■ **Your goal**: Copy the lines holding the word "component", all of them.

Records with interface code:
__________
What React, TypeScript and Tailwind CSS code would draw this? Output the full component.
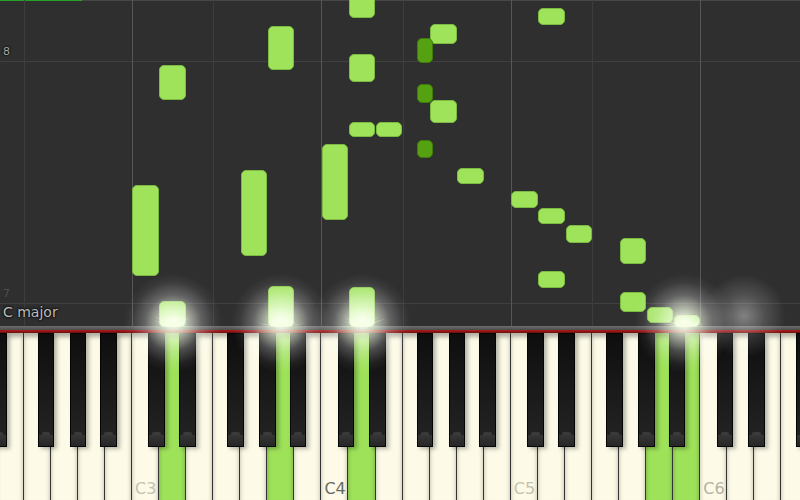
import React from 'react';

// keyboard geometry (one octave = 189.5px, C3 starts at x=132)
const W = 189.5 / 7;
const X0 = 132;
const xw = (i: number) => X0 + i * W;

// black key centre offset from the boundary to its right, by letter of the white key on its left
const BLACK_OFF: Record<number, number> = { 0: -2.7, 1: 1.7, 3: -4.7, 4: 0, 5: 3.6 };
const BK_W = 16.7;
const bx = (i: number) => xw(i + 1) + BLACK_OFF[((i % 7) + 7) % 7] - BK_W / 2;

const WHITE_FROM = -5; // E2
const WHITE_TO = 24; // F6
const LIT = [1, 5, 8, 19, 20];
const LABELS: Record<number, { text: string; cls: string }> = {
  0: { text: 'C3', cls: 'text-[#c4c2b0]' },
  7: { text: 'C4', cls: 'text-[#6a6a64]' },
  14: { text: 'C5', cls: 'text-[#c4c2b0]' },
  21: { text: 'C6', cls: 'text-[#b4b2a2]' },
};

type Note = { k: number; black?: boolean; top: number; bottom: number; active?: boolean };

const NOTES: Note[] = [
  { k: 8, top: -10, bottom: 18.3 },
  { k: 8, top: 54, bottom: 81.7 },
  { k: 8, top: 121.7, bottom: 137.3 },
  { k: 8, top: 287, bottom: 327, active: true },
  { k: 11, top: 24, bottom: 44 },
  { k: 11, top: 100, bottom: 122.7 },
  { k: 9, top: 121.7, bottom: 137.3 },
  { k: 7, top: 144, bottom: 220 },
  { k: 1, top: 65, bottom: 100 },
  { k: 1, top: 301, bottom: 327, active: true },
  { k: 5, top: 26, bottom: 70 },
  { k: 5, top: 286, bottom: 327, active: true },
  { k: 0, top: 185, bottom: 275.7 },
  { k: 4, top: 170, bottom: 256 },
  { k: 12, top: 168, bottom: 184 },
  { k: 14, top: 191, bottom: 207.7 },
  { k: 15, top: 8, bottom: 25 },
  { k: 15, top: 208.3, bottom: 224.3 },
  { k: 15, top: 270.7, bottom: 287.7 },
  { k: 16, top: 225, bottom: 242.7 },
  { k: 18, top: 238.3, bottom: 264.3 },
  { k: 18, top: 292.3, bottom: 311.7 },
  { k: 19, top: 306.7, bottom: 323.3 },
  { k: 20, top: 315, bottom: 327, active: true },
  { k: 3, black: true, top: 38.3, bottom: 63.3 },
  { k: 3, black: true, top: 84.3, bottom: 103.3 },
  { k: 3, black: true, top: 140, bottom: 158.3 },
];

// F#4 black key sits right of F4 (white index 10)
const noteBox = (n: Note) => {
  if (n.black) return { left: bx(10) + 0.5, width: 15.7 };
  return { left: xw(n.k) + 0.4, width: 26.4 };
};

const GLOWS = [
  { x: 172.5, y: 323, strong: true },
  { x: 281, y: 323, strong: true },
  { x: 362, y: 323, strong: true },
  { x: 684, y: 323, strong: true },
  { x: 744, y: 316, strong: false },
];

// spiky burst where a note meets the keys
const sparkPath = (seed: number) => {
  const pts: string[] = [];
  const n = 26;
  for (let j = 0; j <= n; j++) {
    const a = Math.PI + (Math.PI * j) / n;
    const r = j % 2 === 0 ? 8 + ((j * 7 + seed * 5) % 11) : 3.5;
    const sx = Math.cos(a) * r * 1.5;
    const sy = Math.sin(a) * r;
    pts.push(`${(26 + sx).toFixed(1)},${(20 + sy).toFixed(1)}`);
  }
  return `M0,20 L${pts.join(' L')} L52,20 Z`;
};

// columns between grid lines, starting at F2: F..B (4 keys), C..E (3 keys)
const COLS = [4, 3, 4, 3, 4, 3, 4, 3];

export default function App() {
  const whites: number[] = [];
  for (let i = WHITE_FROM; i <= WHITE_TO; i++) whites.push(i);
  const blacks: number[] = [];
  for (let i = WHITE_FROM - 1; i <= WHITE_TO; i++) {
    const n = ((i % 7) + 7) % 7;
    if (BLACK_OFF[n] !== undefined) blacks.push(i);
  }

  return (
    <div className="w-[800px] h-[500px] relative overflow-hidden bg-[#2f2f2f] flex flex-col font-['DejaVu_Sans',sans-serif]">
      {/* note roll */}
      <div className="h-[326px] relative shrink-0">
        {/* grid */}
        <div className="absolute inset-0 flex flex-col">
          <div className="h-px bg-[#474747] flex">
            <div className="w-[82px] bg-[#23a323]" />
          </div>
          <div className="h-[61px] border-b border-[#404040]" />
          <div className="h-[242px] border-b border-[#404040]" />
        </div>
        <div className="absolute inset-0 flex ml-[23.7px]">
          {COLS.map((c, idx) => (
            <div
              key={idx}
              className={`shrink-0 h-full border-l ${c === 4 ? 'border-[#3d3d3d] w-[108.286px]' : 'border-[#575757] w-[81.214px]'}`}
            />
          ))}
        </div>

        <span className="absolute left-[3px] top-[46px] text-[11px] leading-none text-[#a8a8a8] [text-shadow:0_0_2px_#000,0_0_2px_#000]">8</span>
        <span className="absolute left-[3px] top-[288px] text-[11px] leading-none text-[#4e4e4e]">7</span>

        {NOTES.map((n, idx) => {
          const b = noteBox(n);
          const cls = n.black
            ? 'bg-[#55a112] border-[#3f7d0b]'
            : n.active
              ? 'bg-gradient-to-b from-[#9fe35b] via-[#b4ec7e] to-[#eafcd8] border-[#86c64a]'
              : 'bg-[#9fe35b] border-[#7cbb42]';
          return (
            <div
              key={idx}
              className={`absolute border rounded-[5px] ${cls}`}
              style={{ left: b.left, width: b.width, top: n.top, height: n.bottom - n.top }}
            />
          );
        })}

        <span className="absolute left-[3px] top-[305px] text-[14px] leading-none text-[#bdbdbd] [text-shadow:0_0_3px_#000,0_0_2px_#000]">C major</span>
      </div>

      <div className="h-[4px] shrink-0 bg-gradient-to-b from-[#6e6e6e] to-[#4c4c4c]" />
      <div className="h-[3px] shrink-0 bg-gradient-to-b from-[#b01c1c] to-[#6e1010]" />

      {/* keyboard */}
      <div className="flex-1 relative">
        <div className="flex h-full ml-[-3.36px]">
          {whites.map(i => {
            const lit = LIT.includes(i);
            const label = LABELS[i];
            return (
              <div
                key={i}
                className={`w-[27.0714px] shrink-0 h-full border-r border-[#353535] flex flex-col justify-end pl-[3px] pb-[1px] shadow-[inset_0_4px_4px_rgba(0,0,0,0.3)] ${lit ? 'bg-[#9ee25a]' : 'bg-[#fdfbe7]'}`}
              >
                {label && <span className={`text-[16px] leading-[20px] ${label.cls}`}>{label.text}</span>}
              </div>
            );
          })}
        </div>

        {blacks.map(i => (
          <div
            key={`b${i}`}
            className="absolute top-0 h-[114px] border border-[#050505] bg-gradient-to-b from-[#0e0e0e] via-[#1a1a1a] to-[#242424] flex flex-col justify-end shadow-[3px_2px_4px_rgba(0,0,0,0.28)]"
            style={{ left: bx(i), width: BK_W }}
          >
            <div className="h-[3px] mx-[3px] bg-[#3a3a3a] rounded-t-[2px]" />
            <div className="h-[11px] bg-gradient-to-b from-[#363636] to-[#262626]" />
          </div>
        ))}
      </div>

      {/* glow over the hit line */}
      {GLOWS.map((g, idx) => (
        <div
          key={`g${idx}`}
          className={`absolute pointer-events-none rounded-full ${g.strong ? 'w-[100px] h-[100px] bg-[radial-gradient(circle,rgba(255,255,245,1)_0%,rgba(245,255,230,0.75)_16%,rgba(255,255,255,0.25)_40%,rgba(255,255,255,0.06)_58%,rgba(255,255,255,0)_70%)]' : 'w-[84px] h-[84px] bg-[radial-gradient(circle,rgba(255,255,255,0.4)_0%,rgba(255,255,255,0.16)_35%,rgba(255,255,255,0)_70%)]'}`}
          style={{ left: g.x - (g.strong ? 50 : 42), top: g.y - (g.strong ? 50 : 42) }}
        />
      ))}
      {GLOWS.filter(g => g.strong).map((g, idx) => (
        <svg
          key={`s${idx}`}
          className="absolute pointer-events-none"
          width="52"
          height="21"
          viewBox="0 0 52 21"
          style={{ left: g.x - 26, top: 307 }}
        >
          <path d={sparkPath(idx)} fill="rgba(245,255,228,0.9)" />
        </svg>
      ))}
    </div>
  );
}
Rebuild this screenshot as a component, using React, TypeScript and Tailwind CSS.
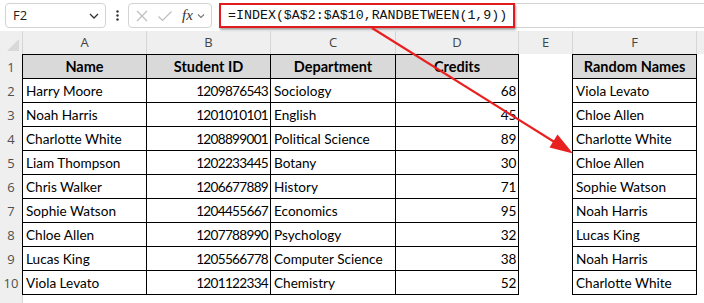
import React from "react";

const rows: [string, string, string, string, string][] = [
  ["Harry Moore", "1209876543", "Sociology", "68", "Viola Levato"],
  ["Noah Harris", "1201010101", "English", "45", "Chloe Allen"],
  ["Charlotte White", "1208899001", "Political Science", "89", "Charlotte White"],
  ["Liam Thompson", "1202233445", "Botany", "30", "Chloe Allen"],
  ["Chris Walker", "1206677889", "History", "71", "Sophie Watson"],
  ["Sophie Watson", "1204455667", "Economics", "95", "Noah Harris"],
  ["Chloe Allen", "1207788990", "Psychology", "32", "Lucas King"],
  ["Lucas King", "1205566778", "Computer Science", "38", "Noah Harris"],
  ["Viola Levato", "1201122334", "Chemistry", "52", "Charlotte White"],
];

const cellFont = { fontFamily: "Lato, 'Open Sans', sans-serif" };

function RowHead({ n }: { n: number | string }) {
  return (
    <div className="w-[22px] shrink-0 bg-[#efefef] flex items-center justify-center pt-[2px] text-[13px] text-[#505050] font-['Open_Sans',sans-serif]">
      {n}
    </div>
  );
}

export default function App() {
  return (
    <div className="relative w-[704px] h-[303px] overflow-hidden bg-white select-none">
      {/* Toolbar */}
      <div className="h-[31px] flex items-start pt-[3px] pl-[5px] gap-0 bg-white">
        <div className="w-[101px] h-[25px] rounded-[4px] border border-[#d3d3d3] flex items-center justify-between pl-[7px] pr-[6px] text-[13px] text-[#222] font-['Open_Sans',sans-serif]">
          <span>F2</span>
          <svg width="10" height="6" viewBox="0 0 10 6"><path d="M1 1l4 4 4-4" fill="none" stroke="#333" strokeWidth="1.3" /></svg>
        </div>
        <div className="w-[22px] h-[25px] flex items-center justify-center">
          <svg width="3" height="11" viewBox="0 0 3 11"><circle cx="1.5" cy="1.5" r="1.2" fill="#333" /><circle cx="1.5" cy="5.5" r="1.2" fill="#333" /><circle cx="1.5" cy="9.5" r="1.2" fill="#333" /></svg>
        </div>
        <div className="w-[84px] h-[25px] rounded-[4px] border border-[#d3d3d3] flex items-center pl-[5px] pr-[3px]">
          <svg width="14" height="14" viewBox="0 0 14 14" className="ml-[1px]"><path d="M2 2l10 10M12 2L2 12" stroke="#bdbdbd" strokeWidth="1.2" /></svg>
          <svg width="16" height="14" viewBox="0 0 16 14" className="ml-[8px]"><path d="M1.5 7.5l4 4L14.5 2.5" fill="none" stroke="#bdbdbd" strokeWidth="1.2" /></svg>
          <span className="ml-[9px] text-[15px] italic text-[#333] font-['Liberation_Serif',serif] leading-none">fx</span>
          <svg width="8" height="6" viewBox="0 0 8 6" className="ml-[4px]"><path d="M1 1.5l3 3 3-3" fill="none" stroke="#777" strokeWidth="1.1" /></svg>
        </div>
        <div className="ml-[7px] flex-1 h-[25px] border-y border-[#d3d3d3] flex items-stretch">
          <div className="w-[296px] -mt-[1px] -mb-[1px] border-2 border-[#e11b1b] shadow-[1px_2px_2px_rgba(0,0,0,0.35)] flex items-center pl-[7px] pt-[1px] text-[13.3px] text-[#111] font-['Liberation_Mono',monospace] whitespace-nowrap">
            =INDEX($A$2:$A$10,RANDBETWEEN(1,9))
          </div>
        </div>
      </div>

      {/* Column headers */}
      <div className="h-[23px] flex bg-[#efefef] text-[13px] text-[#444] font-['Open_Sans',sans-serif]">
        <div className="w-[23px] shrink-0 relative border-r border-[#d6d6d6]">
          <svg width="14" height="14" viewBox="0 0 14 14" className="absolute right-[2px] bottom-[2px]"><path d="M13 1L13 13L1 13Z" fill="#d9d9d9" /></svg>
        </div>
        {[
          ["A", 124],
          ["B", 124],
          ["C", 125],
          ["D", 123],
          ["E", 54],
          ["F", 124],
        ].map(([l, w]) => (
          <div key={l as string} style={{ width: w as number }} className="shrink-0 border-r border-[#d6d6d6] flex items-center justify-center">
            {l}
          </div>
        ))}
      </div>

      {/* Header row 1 */}
      <div className="h-[25px] flex" style={cellFont}>
        <RowHead n={1} />
        <div className="w-[125px] shrink-0 border border-black bg-[#d9d9d9] flex items-center justify-center pt-[1px] font-bold text-[14.5px] text-black">Name</div>
        <div className="w-[124px] shrink-0 border-y border-r border-black bg-[#d9d9d9] flex items-center justify-center pt-[1px] font-bold text-[14.5px] text-black">Student ID</div>
        <div className="w-[125px] shrink-0 border-y border-r border-black bg-[#d9d9d9] flex items-center justify-center pt-[1px] font-bold text-[14.5px] text-black">Department</div>
        <div className="w-[123px] shrink-0 border-y border-r border-black bg-[#d9d9d9] flex items-center justify-center pt-[1px] font-bold text-[14.5px] text-black">Credits</div>
        <div className="w-[53px] shrink-0" />
        <div className="w-[125px] shrink-0 border border-black bg-[#d9d9d9] flex items-center justify-center pt-[1px] font-bold text-[14.5px] text-black">Random Names</div>
      </div>

      {rows.map((r, i) => (
        <div key={i} className="h-[24px] flex text-[13.6px] text-black" style={cellFont}>
          <RowHead n={i + 2} />
          <div className="w-[125px] shrink-0 border-x border-b border-black flex items-center pl-[3px] pt-[2px] whitespace-nowrap">{r[0]}</div>
          <div className="w-[124px] shrink-0 border-r border-b border-black flex items-center justify-end pr-[2px] pt-[2px] tracking-[-0.7px]">{r[1]}</div>
          <div className="w-[125px] shrink-0 border-r border-b border-black flex items-center pl-[3px] pt-[2px] whitespace-nowrap">{r[2]}</div>
          <div className="w-[123px] shrink-0 border-r border-b border-black flex items-center justify-end pr-[2px] pt-[2px] tracking-[-0.3px]">{r[3]}</div>
          <div className="w-[53px] shrink-0" />
          <div className="w-[125px] shrink-0 border-x border-b border-black flex items-center pl-[3px] pt-[2px] whitespace-nowrap">{r[4]}</div>
        </div>
      ))}

      <div className="h-[24px] flex">
        <div className="w-[23px] shrink-0 bg-[#efefef] border-r border-[#d6d6d6]" />
      </div>

      {/* Annotation arrow */}
      <svg className="absolute left-0 top-0 pointer-events-none" width="704" height="303" viewBox="0 0 704 303">
        <line x1="372" y1="28" x2="556" y2="143" stroke="#e8201f" strokeWidth="2.2" />
        <path d="M573 153.5 L549.5 147.5 L557.5 134.5 Z" fill="#e8201f" />
      </svg>
    </div>
  );
}
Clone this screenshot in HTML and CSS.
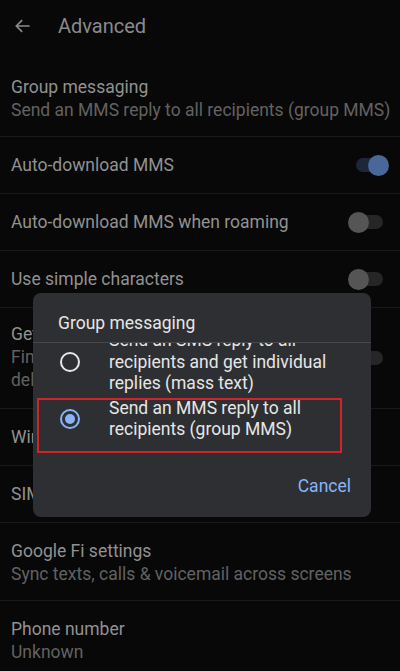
__________
■ **Response below**:
What React, TypeScript and Tailwind CSS code would draw this? Output the full component.
Rebuild this screenshot as a component, using React, TypeScript and Tailwind CSS.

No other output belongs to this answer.